- Data rows:

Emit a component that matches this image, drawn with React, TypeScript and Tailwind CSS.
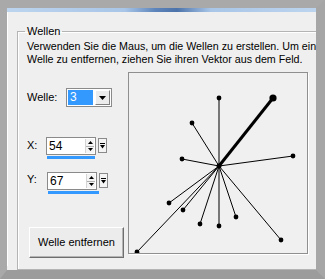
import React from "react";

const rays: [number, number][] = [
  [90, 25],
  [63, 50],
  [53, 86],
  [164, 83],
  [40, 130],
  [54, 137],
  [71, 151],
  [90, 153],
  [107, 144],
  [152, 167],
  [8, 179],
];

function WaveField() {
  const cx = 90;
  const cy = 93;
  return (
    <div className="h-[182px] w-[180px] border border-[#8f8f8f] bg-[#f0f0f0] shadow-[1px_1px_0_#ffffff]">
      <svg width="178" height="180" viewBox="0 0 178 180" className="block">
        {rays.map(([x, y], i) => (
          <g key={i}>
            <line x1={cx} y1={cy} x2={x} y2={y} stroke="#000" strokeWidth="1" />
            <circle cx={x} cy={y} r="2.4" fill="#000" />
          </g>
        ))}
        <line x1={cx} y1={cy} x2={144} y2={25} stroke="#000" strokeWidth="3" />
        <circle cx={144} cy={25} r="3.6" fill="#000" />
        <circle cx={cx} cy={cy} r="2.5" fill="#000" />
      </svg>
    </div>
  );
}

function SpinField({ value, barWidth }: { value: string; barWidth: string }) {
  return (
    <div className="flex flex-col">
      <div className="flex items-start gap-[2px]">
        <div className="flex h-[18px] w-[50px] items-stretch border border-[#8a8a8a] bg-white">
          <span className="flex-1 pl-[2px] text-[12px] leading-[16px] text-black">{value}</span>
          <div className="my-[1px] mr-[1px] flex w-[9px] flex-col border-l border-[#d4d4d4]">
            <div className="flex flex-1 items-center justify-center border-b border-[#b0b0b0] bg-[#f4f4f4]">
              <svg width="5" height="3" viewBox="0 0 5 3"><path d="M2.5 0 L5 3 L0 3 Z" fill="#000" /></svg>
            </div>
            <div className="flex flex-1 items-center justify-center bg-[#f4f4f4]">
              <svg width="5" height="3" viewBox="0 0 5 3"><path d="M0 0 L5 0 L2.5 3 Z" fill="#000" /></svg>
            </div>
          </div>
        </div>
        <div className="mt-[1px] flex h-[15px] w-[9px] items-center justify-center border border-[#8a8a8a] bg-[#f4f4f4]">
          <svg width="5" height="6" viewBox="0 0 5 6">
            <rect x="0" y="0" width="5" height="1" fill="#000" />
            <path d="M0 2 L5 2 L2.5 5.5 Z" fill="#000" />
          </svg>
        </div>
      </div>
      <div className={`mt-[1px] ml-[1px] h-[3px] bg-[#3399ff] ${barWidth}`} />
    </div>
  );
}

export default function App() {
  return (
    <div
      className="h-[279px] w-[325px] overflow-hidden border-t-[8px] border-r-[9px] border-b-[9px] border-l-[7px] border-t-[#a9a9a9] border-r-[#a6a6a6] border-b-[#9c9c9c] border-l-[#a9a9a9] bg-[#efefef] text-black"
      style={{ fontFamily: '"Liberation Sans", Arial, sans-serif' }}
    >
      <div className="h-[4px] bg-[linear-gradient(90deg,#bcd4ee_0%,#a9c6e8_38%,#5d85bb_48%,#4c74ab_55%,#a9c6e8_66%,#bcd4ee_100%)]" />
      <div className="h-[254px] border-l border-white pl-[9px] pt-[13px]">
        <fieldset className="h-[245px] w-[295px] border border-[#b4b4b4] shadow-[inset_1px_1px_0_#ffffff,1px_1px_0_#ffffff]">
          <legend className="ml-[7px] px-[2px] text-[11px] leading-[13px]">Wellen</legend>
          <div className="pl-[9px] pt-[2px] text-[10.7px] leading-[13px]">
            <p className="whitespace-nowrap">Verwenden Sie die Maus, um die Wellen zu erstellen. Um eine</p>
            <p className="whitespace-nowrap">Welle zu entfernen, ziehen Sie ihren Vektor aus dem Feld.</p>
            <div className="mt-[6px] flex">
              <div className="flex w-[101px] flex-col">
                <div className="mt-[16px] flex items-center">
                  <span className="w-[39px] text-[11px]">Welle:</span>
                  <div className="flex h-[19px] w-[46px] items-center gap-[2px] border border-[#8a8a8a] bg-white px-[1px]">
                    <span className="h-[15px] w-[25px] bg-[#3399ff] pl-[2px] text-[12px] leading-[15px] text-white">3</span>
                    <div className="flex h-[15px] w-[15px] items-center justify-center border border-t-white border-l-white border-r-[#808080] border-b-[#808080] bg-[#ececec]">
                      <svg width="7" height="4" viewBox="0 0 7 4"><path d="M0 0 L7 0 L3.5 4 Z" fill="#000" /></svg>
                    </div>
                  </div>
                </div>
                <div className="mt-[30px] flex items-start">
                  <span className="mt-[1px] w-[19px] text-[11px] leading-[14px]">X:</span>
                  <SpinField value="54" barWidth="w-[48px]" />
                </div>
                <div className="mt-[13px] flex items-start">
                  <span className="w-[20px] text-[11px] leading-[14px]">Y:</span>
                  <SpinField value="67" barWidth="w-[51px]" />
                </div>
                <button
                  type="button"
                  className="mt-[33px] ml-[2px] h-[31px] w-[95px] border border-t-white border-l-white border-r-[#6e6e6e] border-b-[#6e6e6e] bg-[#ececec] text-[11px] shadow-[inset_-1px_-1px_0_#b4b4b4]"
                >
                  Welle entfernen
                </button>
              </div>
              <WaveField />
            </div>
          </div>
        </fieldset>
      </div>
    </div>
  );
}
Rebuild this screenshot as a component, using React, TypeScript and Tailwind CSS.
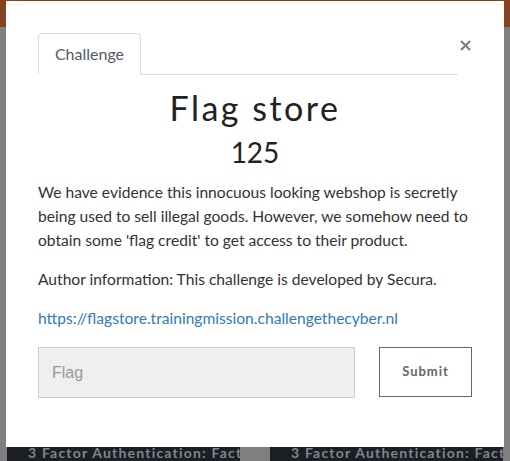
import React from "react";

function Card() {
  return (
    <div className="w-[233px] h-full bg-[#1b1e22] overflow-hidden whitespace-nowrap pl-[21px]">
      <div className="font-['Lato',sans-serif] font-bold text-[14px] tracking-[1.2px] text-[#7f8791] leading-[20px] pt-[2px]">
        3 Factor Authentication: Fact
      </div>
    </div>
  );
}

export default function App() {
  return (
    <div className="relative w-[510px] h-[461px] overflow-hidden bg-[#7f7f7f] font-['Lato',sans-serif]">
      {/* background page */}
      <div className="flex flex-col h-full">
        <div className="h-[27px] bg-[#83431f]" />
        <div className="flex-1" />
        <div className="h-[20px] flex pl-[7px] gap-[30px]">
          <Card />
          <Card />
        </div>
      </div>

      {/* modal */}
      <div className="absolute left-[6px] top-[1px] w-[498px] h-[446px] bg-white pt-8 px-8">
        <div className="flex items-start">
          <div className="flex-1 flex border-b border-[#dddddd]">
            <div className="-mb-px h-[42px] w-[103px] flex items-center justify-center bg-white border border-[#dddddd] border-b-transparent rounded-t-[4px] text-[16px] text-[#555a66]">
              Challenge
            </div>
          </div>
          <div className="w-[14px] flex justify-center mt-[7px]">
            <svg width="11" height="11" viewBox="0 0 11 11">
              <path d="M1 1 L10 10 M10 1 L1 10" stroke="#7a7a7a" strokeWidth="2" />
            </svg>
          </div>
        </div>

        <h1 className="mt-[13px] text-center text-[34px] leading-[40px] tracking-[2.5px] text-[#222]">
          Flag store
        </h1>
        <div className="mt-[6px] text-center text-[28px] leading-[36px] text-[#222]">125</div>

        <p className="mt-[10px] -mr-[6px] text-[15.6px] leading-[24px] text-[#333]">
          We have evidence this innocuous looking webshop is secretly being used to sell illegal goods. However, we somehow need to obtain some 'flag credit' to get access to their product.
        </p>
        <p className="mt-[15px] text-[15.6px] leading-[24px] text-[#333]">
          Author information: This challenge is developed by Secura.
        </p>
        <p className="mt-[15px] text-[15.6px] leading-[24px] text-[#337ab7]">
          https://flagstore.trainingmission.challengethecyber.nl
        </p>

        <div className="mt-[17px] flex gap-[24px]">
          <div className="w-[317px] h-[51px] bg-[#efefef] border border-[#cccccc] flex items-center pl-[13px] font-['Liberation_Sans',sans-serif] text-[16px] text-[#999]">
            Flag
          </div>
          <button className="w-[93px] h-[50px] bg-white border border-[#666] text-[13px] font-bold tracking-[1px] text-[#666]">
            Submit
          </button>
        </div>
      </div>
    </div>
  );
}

* * *

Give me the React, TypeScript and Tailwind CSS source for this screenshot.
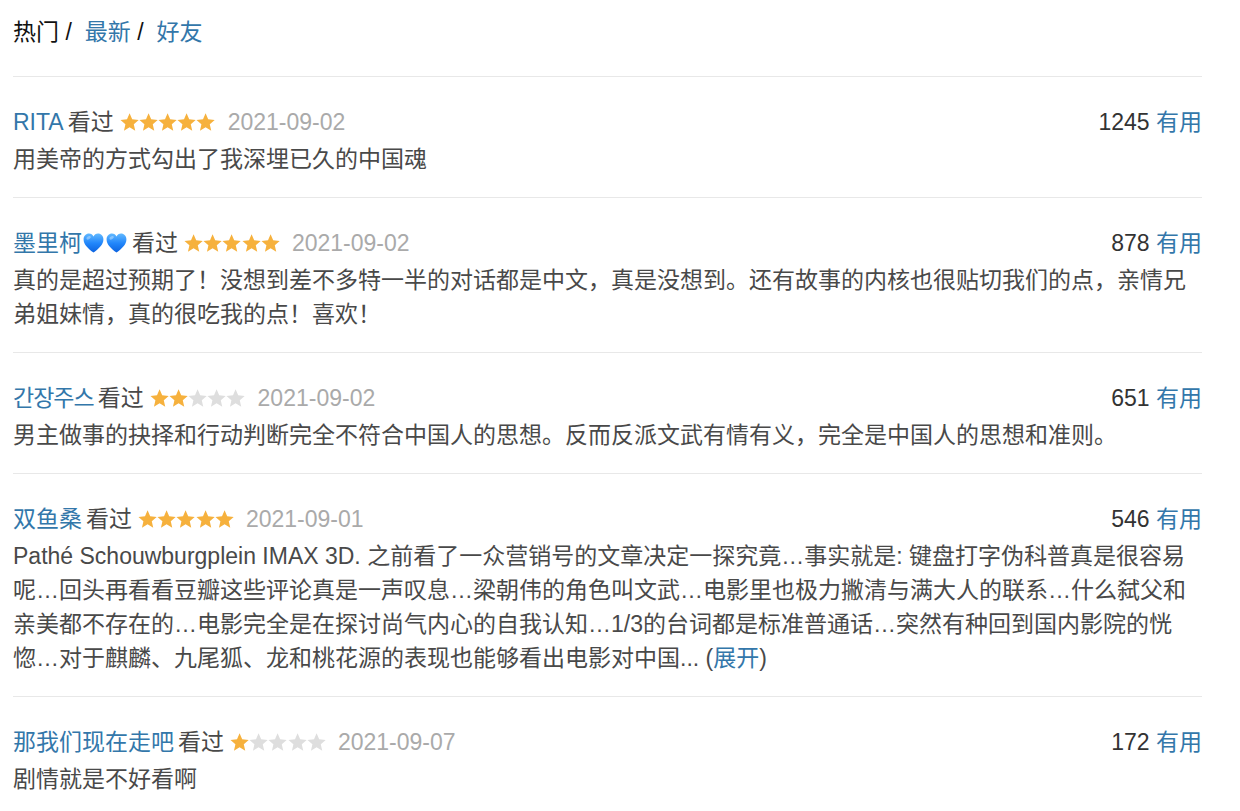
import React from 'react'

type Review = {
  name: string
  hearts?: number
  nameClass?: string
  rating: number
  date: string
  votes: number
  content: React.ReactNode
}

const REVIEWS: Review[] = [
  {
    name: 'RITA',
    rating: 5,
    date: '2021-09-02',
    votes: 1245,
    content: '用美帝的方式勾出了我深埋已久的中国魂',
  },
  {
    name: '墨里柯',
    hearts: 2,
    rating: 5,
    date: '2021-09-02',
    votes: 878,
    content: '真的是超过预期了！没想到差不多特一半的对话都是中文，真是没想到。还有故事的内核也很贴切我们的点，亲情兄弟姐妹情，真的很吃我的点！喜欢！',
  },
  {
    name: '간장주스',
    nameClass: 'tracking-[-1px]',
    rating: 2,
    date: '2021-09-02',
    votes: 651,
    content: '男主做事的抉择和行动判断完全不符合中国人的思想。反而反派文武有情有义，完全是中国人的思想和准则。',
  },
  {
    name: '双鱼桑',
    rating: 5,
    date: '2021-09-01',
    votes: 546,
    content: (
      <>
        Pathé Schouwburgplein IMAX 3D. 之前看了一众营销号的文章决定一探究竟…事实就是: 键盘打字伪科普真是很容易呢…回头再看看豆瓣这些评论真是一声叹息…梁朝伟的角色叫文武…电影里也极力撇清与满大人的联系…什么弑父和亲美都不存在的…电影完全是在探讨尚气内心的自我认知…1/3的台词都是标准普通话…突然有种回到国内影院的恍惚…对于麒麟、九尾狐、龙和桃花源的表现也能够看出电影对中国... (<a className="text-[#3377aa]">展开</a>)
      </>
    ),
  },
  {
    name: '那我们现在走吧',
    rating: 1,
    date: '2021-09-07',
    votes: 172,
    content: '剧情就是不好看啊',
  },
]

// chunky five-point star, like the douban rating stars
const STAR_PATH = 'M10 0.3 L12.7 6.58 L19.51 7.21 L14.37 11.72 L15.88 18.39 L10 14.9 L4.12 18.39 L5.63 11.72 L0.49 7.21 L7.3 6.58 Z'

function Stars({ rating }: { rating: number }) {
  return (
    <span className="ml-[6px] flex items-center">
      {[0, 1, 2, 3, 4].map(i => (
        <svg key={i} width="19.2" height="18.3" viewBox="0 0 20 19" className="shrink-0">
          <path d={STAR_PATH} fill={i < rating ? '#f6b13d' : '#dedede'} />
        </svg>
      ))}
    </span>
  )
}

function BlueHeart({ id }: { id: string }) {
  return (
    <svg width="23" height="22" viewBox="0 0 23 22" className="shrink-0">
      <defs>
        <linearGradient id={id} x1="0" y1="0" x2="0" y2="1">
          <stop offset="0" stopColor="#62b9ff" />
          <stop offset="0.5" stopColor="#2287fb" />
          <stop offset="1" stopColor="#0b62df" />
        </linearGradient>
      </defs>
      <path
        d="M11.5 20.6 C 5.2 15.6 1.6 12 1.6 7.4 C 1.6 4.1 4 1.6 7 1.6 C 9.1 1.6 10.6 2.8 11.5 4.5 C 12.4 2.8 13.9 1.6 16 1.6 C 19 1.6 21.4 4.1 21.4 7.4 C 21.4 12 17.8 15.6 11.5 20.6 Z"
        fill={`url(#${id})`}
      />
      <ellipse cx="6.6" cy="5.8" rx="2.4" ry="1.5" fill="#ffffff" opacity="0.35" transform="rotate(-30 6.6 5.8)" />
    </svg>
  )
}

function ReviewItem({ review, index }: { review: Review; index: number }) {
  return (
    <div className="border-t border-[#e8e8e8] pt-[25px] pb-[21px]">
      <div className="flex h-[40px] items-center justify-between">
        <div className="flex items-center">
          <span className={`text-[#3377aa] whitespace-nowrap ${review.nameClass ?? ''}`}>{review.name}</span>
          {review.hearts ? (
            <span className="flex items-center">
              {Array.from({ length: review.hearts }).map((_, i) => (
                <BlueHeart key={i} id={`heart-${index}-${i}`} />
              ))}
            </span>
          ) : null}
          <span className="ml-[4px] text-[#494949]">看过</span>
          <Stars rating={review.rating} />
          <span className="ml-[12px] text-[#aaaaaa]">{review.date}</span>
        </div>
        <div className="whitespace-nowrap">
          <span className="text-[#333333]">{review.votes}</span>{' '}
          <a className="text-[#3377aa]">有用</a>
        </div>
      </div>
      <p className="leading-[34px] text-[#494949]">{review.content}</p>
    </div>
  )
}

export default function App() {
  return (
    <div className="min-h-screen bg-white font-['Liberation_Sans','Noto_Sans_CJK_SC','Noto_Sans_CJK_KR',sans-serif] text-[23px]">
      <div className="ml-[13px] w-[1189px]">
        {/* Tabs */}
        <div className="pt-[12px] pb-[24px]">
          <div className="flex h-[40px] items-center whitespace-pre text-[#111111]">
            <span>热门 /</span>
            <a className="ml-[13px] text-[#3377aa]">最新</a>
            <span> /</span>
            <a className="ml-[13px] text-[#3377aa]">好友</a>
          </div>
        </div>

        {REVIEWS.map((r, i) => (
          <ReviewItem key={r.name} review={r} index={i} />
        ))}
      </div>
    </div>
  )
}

---

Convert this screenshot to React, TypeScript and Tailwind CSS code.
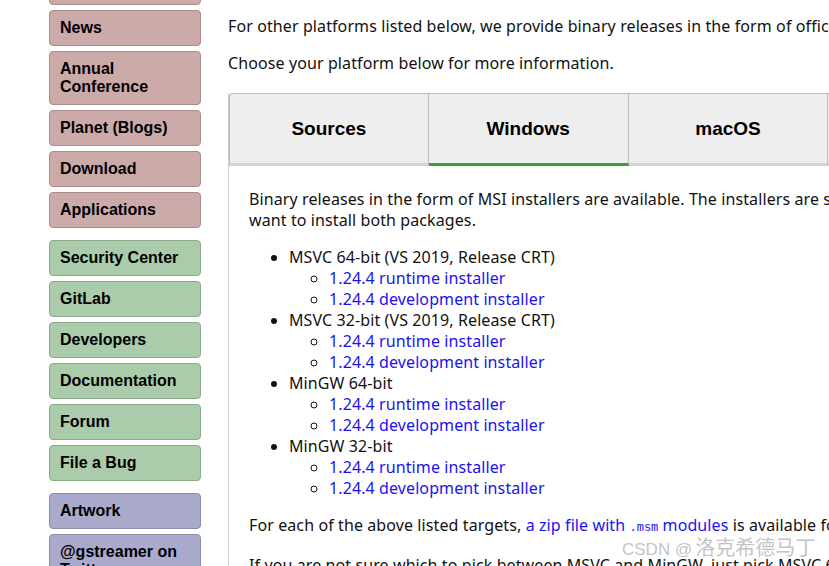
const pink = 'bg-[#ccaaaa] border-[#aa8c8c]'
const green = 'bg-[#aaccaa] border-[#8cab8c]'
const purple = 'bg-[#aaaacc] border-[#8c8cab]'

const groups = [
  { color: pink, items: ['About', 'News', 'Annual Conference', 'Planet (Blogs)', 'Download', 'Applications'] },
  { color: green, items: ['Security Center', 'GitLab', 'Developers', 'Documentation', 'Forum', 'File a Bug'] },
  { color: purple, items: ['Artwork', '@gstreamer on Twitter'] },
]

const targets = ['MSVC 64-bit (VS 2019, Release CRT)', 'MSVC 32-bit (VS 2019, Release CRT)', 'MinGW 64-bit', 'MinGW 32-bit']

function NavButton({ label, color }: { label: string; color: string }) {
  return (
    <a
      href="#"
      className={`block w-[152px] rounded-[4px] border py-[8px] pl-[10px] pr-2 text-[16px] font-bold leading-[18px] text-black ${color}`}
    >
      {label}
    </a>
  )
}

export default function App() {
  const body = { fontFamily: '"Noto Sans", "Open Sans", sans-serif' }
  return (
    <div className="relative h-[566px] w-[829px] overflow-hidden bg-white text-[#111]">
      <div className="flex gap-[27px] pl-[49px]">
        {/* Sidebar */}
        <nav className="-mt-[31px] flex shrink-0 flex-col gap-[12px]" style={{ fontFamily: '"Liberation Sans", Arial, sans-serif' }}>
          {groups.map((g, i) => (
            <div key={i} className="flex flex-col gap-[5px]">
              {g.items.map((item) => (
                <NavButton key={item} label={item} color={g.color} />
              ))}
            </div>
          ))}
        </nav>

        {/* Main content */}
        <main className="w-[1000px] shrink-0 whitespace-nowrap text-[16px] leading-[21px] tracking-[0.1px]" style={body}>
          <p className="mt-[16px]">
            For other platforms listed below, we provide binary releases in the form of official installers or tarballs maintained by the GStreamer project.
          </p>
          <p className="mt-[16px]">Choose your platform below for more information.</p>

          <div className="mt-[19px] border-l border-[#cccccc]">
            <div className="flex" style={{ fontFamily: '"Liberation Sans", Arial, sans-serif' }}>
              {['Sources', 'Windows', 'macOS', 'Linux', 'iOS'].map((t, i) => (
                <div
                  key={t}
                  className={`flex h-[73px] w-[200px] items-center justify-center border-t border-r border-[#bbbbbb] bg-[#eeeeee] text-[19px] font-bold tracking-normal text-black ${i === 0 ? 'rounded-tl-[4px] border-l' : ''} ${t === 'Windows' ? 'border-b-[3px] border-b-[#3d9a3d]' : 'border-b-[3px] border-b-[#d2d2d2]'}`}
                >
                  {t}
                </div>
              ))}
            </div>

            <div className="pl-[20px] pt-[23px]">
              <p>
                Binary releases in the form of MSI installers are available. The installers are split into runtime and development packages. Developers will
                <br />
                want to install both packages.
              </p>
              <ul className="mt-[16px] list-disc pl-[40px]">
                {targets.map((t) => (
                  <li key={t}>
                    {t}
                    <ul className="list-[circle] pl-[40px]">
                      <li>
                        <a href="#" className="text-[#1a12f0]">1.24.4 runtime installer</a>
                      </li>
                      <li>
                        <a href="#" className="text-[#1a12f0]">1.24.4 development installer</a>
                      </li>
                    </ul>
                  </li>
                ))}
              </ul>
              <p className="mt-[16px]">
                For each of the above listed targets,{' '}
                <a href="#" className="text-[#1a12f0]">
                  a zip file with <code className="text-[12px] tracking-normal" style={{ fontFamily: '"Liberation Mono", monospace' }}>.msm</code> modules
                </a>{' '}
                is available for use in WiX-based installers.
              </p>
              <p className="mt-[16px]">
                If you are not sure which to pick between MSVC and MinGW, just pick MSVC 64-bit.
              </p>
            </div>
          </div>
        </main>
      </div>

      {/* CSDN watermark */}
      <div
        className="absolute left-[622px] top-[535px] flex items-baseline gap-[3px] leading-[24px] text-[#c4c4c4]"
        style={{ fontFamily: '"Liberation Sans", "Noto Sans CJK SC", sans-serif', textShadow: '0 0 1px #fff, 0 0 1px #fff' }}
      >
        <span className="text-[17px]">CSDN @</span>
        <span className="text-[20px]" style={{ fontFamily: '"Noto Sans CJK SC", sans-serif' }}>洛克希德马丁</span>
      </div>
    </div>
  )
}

- Required work:
Find every line in the records above that contains the word "code", and copy each one.

- The output:
Convert this screenshot to React, TypeScript and Tailwind CSS code.
                  a zip file with <code className="text-[12px] tracking-normal" style={{ fontFamily: '"Liberation Mono", monospace' }}>.msm</code> modules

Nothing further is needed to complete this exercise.